What number of lines contain the word "index"? Reply with the number and nothing else.

━━━━━━━━━━

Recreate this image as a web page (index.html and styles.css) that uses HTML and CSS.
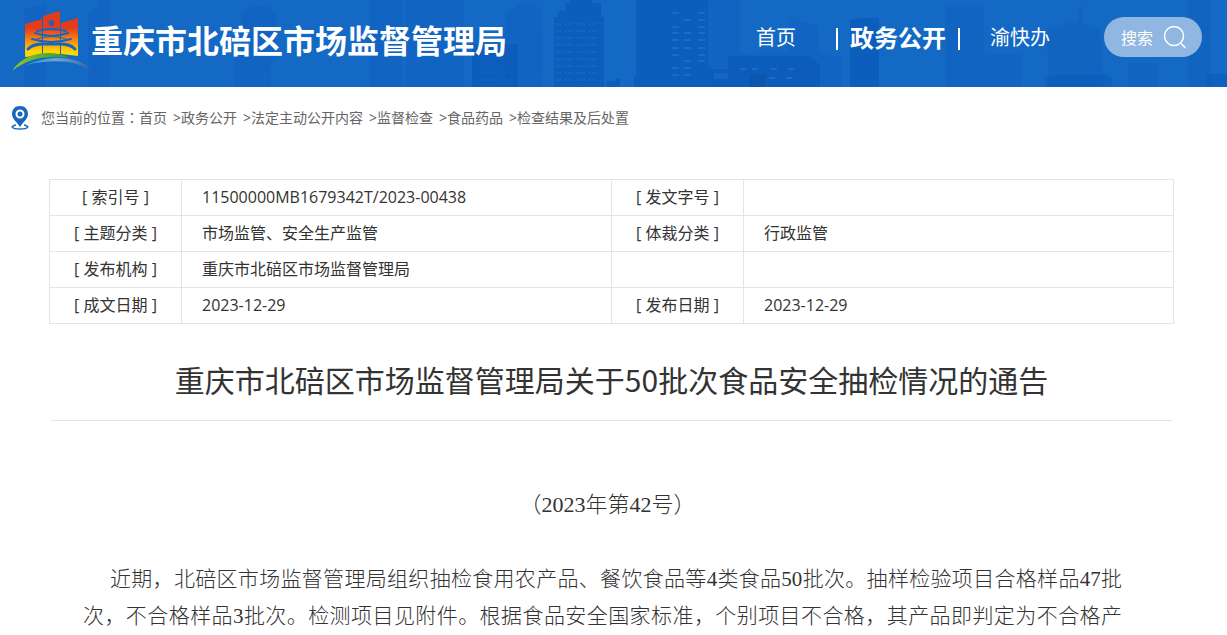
FILE: index.html
```html
<!DOCTYPE html>
<html lang="zh-CN">
<head>
<meta charset="utf-8">
<title>重庆市北碚区市场监督管理局</title>
<link rel="stylesheet" href="styles.css">
</head>
<body>
<header class="header">
  <svg class="skyline" viewBox="0 0 1227 87" preserveAspectRatio="xMidYMax slice" aria-hidden="true">
    <defs>
      <pattern id="win" width="12" height="7" patternUnits="userSpaceOnUse"><path d="M1 3h2m1 0h2m1 0h2" stroke="#2876cb" stroke-width="2" opacity=".35"/></pattern>
      <pattern id="fine" width="20" height="7" patternUnits="userSpaceOnUse"><path d="M1 3h7m3 0h7" stroke="#2472c8" stroke-width="1" stroke-dasharray="2 1" opacity=".35"/></pattern>
    </defs>
    <g fill="#0d58b8" opacity=".25">
      <path d="M24 87V10l22-6v83zM88 87V14l10-8V0h12v87zM234 87V60l7-9V14l12-8h14l9 9v42l-5 8v22zM369 87V0h34v87zM406 87V0h58v87zM505 87V13l17-10h9l12 7v77zM740 87V54l48-3V17l31 10v27l23 3v30zM945 87V5h39v82zM984 87V53l38 2v32zM1128 87V63h30v24zM1188 87V0h23v87zM708 87V0h32v87z"/>
      <path d="M1048 87V60l-1-31 18-5 5-3 10 3 19 5 4 31v27zM1078 25V7h5v18z"/>
    </g>
    <g fill="#0956b8" opacity=".6">
      <path d="M472 87V44h46v43zM554 87V17h4v-6h7V3h5V0h22v3h9v14h3v70zM636 87V0h72v87zM607 87v-6h8v-2h5v8zM634 87V75h8v12zM694 87V69h34V56h81l11 9v22zM850 87V20l12-2h17v69z"/>
    </g>
    <path fill="#0956b8" opacity=".4" d="M1045 87v-9l12-3h50l5 3v9zM1206 87V74h21v13z"/>
    <path fill="url(#win)" d="M556 19h46v64h-46z"/>
    <path fill="url(#fine)" d="M154 60h38v26h-38zM241 70h30v16h-30zM478 49h36v32h-36zM433 60h34v24h-34zM1052 39h46v30h-46zM0 50h13v34H0zM708 2h28v46h-28zM522 13h18v70h-18z"/>
    <path d="M672 13h7m19 0h7m-21 7h7m7 0h7m-33 7h7m19 0h7m-33 6h7m5 0h7m7 0h7m-33 7h7m5 0h7m7 0h7m-33 8h7m5 0h7m7 0h7m-33 7h7m19 0h7m-21 6h7m7 0h7M672 68h7m5 0h7M672 75h7m5 0h7M740 69h6m6 0h6m13 0h6m11 0h6m-25 9h6m11 0h6" stroke="#2473cb" stroke-width="2" opacity=".7"/>
    <path d="M749 74h16v13h-16z" fill="#0b4f9f" opacity=".45"/>
    <path d="M714 73h14v6h-14z" fill="#1d6cc4" opacity=".7"/>
  </svg>
  <a class="brand" href="#">
    <svg class="logo" viewBox="0 0 80 63" aria-hidden="true">
      <defs>
        <linearGradient id="fire" gradientUnits="userSpaceOnUse" x1="0" y1="1" x2="0" y2="46"><stop offset=".38" stop-color="#e33b1c"/><stop offset=".65" stop-color="#f58a12"/><stop offset=".9" stop-color="#ffd400"/></linearGradient>
        <linearGradient id="grass"><stop stop-color="#96c829"/><stop offset="1" stop-color="#259a36"/></linearGradient>
        <linearGradient id="water"><stop stop-color="#2a91df"/><stop offset=".45" stop-color="#6fa3db"/><stop offset="1" stop-color="#3c67a5"/></linearGradient>
      </defs>
      <path fill="url(#fire)" d="M14 14l17-5v36l-17 2zM32 6l17-5v43H32zM50 13l17-5v38l-17-2z"/>
      <g fill="none" stroke="#1766bb" stroke-linecap="round">
        <path d="M26 21q15-4 29 0" stroke-width="2"/>
        <path d="M24 23q17 6 33 0M21 29q19 6 39 0" stroke-width="2"/>
        <path d="M26 29q15-5 29 0" stroke-width="1"/>
        <path d="M17 39q5-5 15-5h17q10 0 15 5" stroke-width="3"/>
      </g>
      <ellipse fill="#1766bb" cx="40.500" cy="13" rx="2.500" ry="3"/>
      <path fill="url(#grass)" d="M1 61C12 43 38 38 60 48 36 45 17 48 1 61z"/>
      <path fill="url(#water)" d="M15 55c23-10 54-10 65 6-14-11-39-12-65-6z"/>
    </svg>
    <span class="site-name">重庆市北碚区市场监督管理局</span>
  </a>
  <nav class="nav">
    <a href="#">首页</a>
    <a class="current" href="#">政务公开</a>
    <a href="#">渝快办</a>
    <button class="search" type="button">搜索
      <svg viewBox="0 0 24 24" aria-hidden="true"><circle cx="11" cy="11" r="9.5"/><path d="M17.5 18l5 5"/></svg>
    </button>
  </nav>
</header>
<nav class="crumbs" aria-label="当前位置">
  <svg class="pin" viewBox="0 0 18 24" aria-hidden="true"><path fill="none" stroke="#1768bd" stroke-width="1.5" d="M5 19C-1 20 0 23 9 23s10-3 4-4"/><path fill="#1768bd" fill-rule="evenodd" d="M9 0C4 0 1 3.500 1 8c0 5 5 8 8 13 3-5 8-8 8-13 0-4.500-3-8-8-8zm0 3.500a4.500 4.500 0 110 9 4.500 4.500 0 010-9z"/><circle cx="9" cy="8" r="2.500" fill="#1768bd"/></svg>
  <div class="trail"><span lang="zh-TW" class="label">您当前的位置：</span><a href="#">首页</a><a class="next" href="#">政务公开</a><a class="next" href="#">法定主动公开内容</a><a class="next" href="#">监督检查</a><a class="next" href="#">食品药品</a><a class="next" href="#">检查结果及后处置</a></div>
</nav>
<main class="main">
  <table class="meta">
    <colgroup><col class="key"><col><col class="key"><col></colgroup>
    <tbody>
      <tr><th scope="row">[ 索引号 ]</th><td>11500000MB1679342T/2023-00438</td><th scope="row">[ 发文字号 ]</th><td></td></tr>
      <tr><th scope="row">[ 主题分类 ]</th><td>市场监管、安全生产监管</td><th scope="row">[ 体裁分类 ]</th><td>行政监管</td></tr>
      <tr><th scope="row">[ 发布机构 ]</th><td>重庆市北碚区市场监督管理局</td><td></td><td></td></tr>
      <tr><th scope="row">[ 成文日期 ]</th><td>2023-12-29</td><th scope="row">[ 发布日期 ]</th><td>2023-12-29</td></tr>
    </tbody>
  </table>
  <h1 class="title">重庆市北碚区市场监督管理局关于50批次食品安全抽检情况的通告</h1>
  <article class="article">
    <p class="issue">（2023年第42号）</p>
    <p class="text">近期，北碚区市场监督管理局组织抽检食用农产品、餐饮食品等4类食品50批次。抽样检验项目合格样品47批次，不合格样品3批次。检测项目见附件。根据食品安全国家标准，个别项目不合格，其产品即判定为不合格产</p>
  </article>
</main>
</body>
</html>
```
FILE: styles.css
```css
* { box-sizing: border-box; }
body {
  margin: 0;
  color: #333;
  background: #fff;
  font: 16px/24px "Noto Sans CJK SC", sans-serif;
}
a { color: inherit; text-decoration: none; }

.header {
  position: relative;
  display: flex;
  justify-content: space-between;
  height: 87px;
  padding: 0 25px 0 11px;
  color: #fff;
  background: #1369c4;
}
.skyline { position: absolute; inset: 0; width: 100%; height: 100%; }
.brand, .nav { position: relative; display: flex; }
.brand { padding-top: 10px; }
.logo { width: 80px; height: 63px; }
.site-name { font-size: 32px; font-weight: 700; line-height: 58px; white-space: nowrap; }
.nav { height: 40px; margin-top: 17px; font-size: 20px; line-height: 40px; white-space: nowrap; }
.current {
  position: relative;
  margin: 0 30px 0 40px;
  padding: 0 14px;
  font-size: 24px;
  font-weight: 700;
}
.current::before, .current::after {
  content: "";
  position: absolute;
  top: 11px;
  width: 2px;
  height: 22px;
  background: #fff;
}
.current::before { left: 0; }
.current::after { right: 0; }
.search {
  display: flex;
  align-items: center;
  gap: 10px;
  width: 98px;
  height: 40px;
  margin-left: 54px;
  padding: 0 0 0 17px;
  border: 0;
  border-radius: 20px;
  color: #fff;
  background: #90b7e2;
  font: inherit;
  font-size: 16px;
}
.search svg { width: 24px; height: 24px; fill: none; stroke: #fff; stroke-width: 1.5; }

.crumbs {
  display: flex;
  align-items: center;
  gap: 12px;
  height: 62px;
  padding-left: 11px;
  color: #666;
  font-size: 14px;
}
.pin { width: 18px; height: 24px; }
.trail { display: flex; padding-bottom: 2px; white-space: nowrap; }
.label { font-family: "Noto Sans CJK SC", sans-serif; }
.next::before { content: ">"; margin-left: 6px; font-family: "Noto Sans", sans-serif; }

.main { padding: 30px 53px 0 49px; }
.meta {
  width: 100%;
  border-collapse: collapse;
  table-layout: fixed;
  font-family: "Open Sans", "Noto Sans CJK SC", sans-serif;
}
.key { width: 132px; }
.meta th, .meta td { height: 36px; padding: 0 0 2px; border: 1px solid #e4e4e4; line-height: 24px; }
.meta th { font-weight: 400; text-align: center; }
.meta td { padding-left: 20px; }
.title {
  margin: 31px 2px 0;
  padding-bottom: 17px;
  border-bottom: 1px solid #e4e4e4;
  font-size: 30px;
  font-weight: 400;
  line-height: 48px;
  text-align: center;
}
.article {
  padding: 65px 52px 0 34px;
  font: 300 21px/37px "Liberation Serif", "Noto Sans CJK SC", serif;
}
.issue { margin: 0; padding-left: 10px; font-size: 22px; text-align: center; }
.text { margin: 38px 0 0; text-indent: 27px; text-align: justify; text-align-last: justify; }
```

━━━━━━━━━━

| In response |
2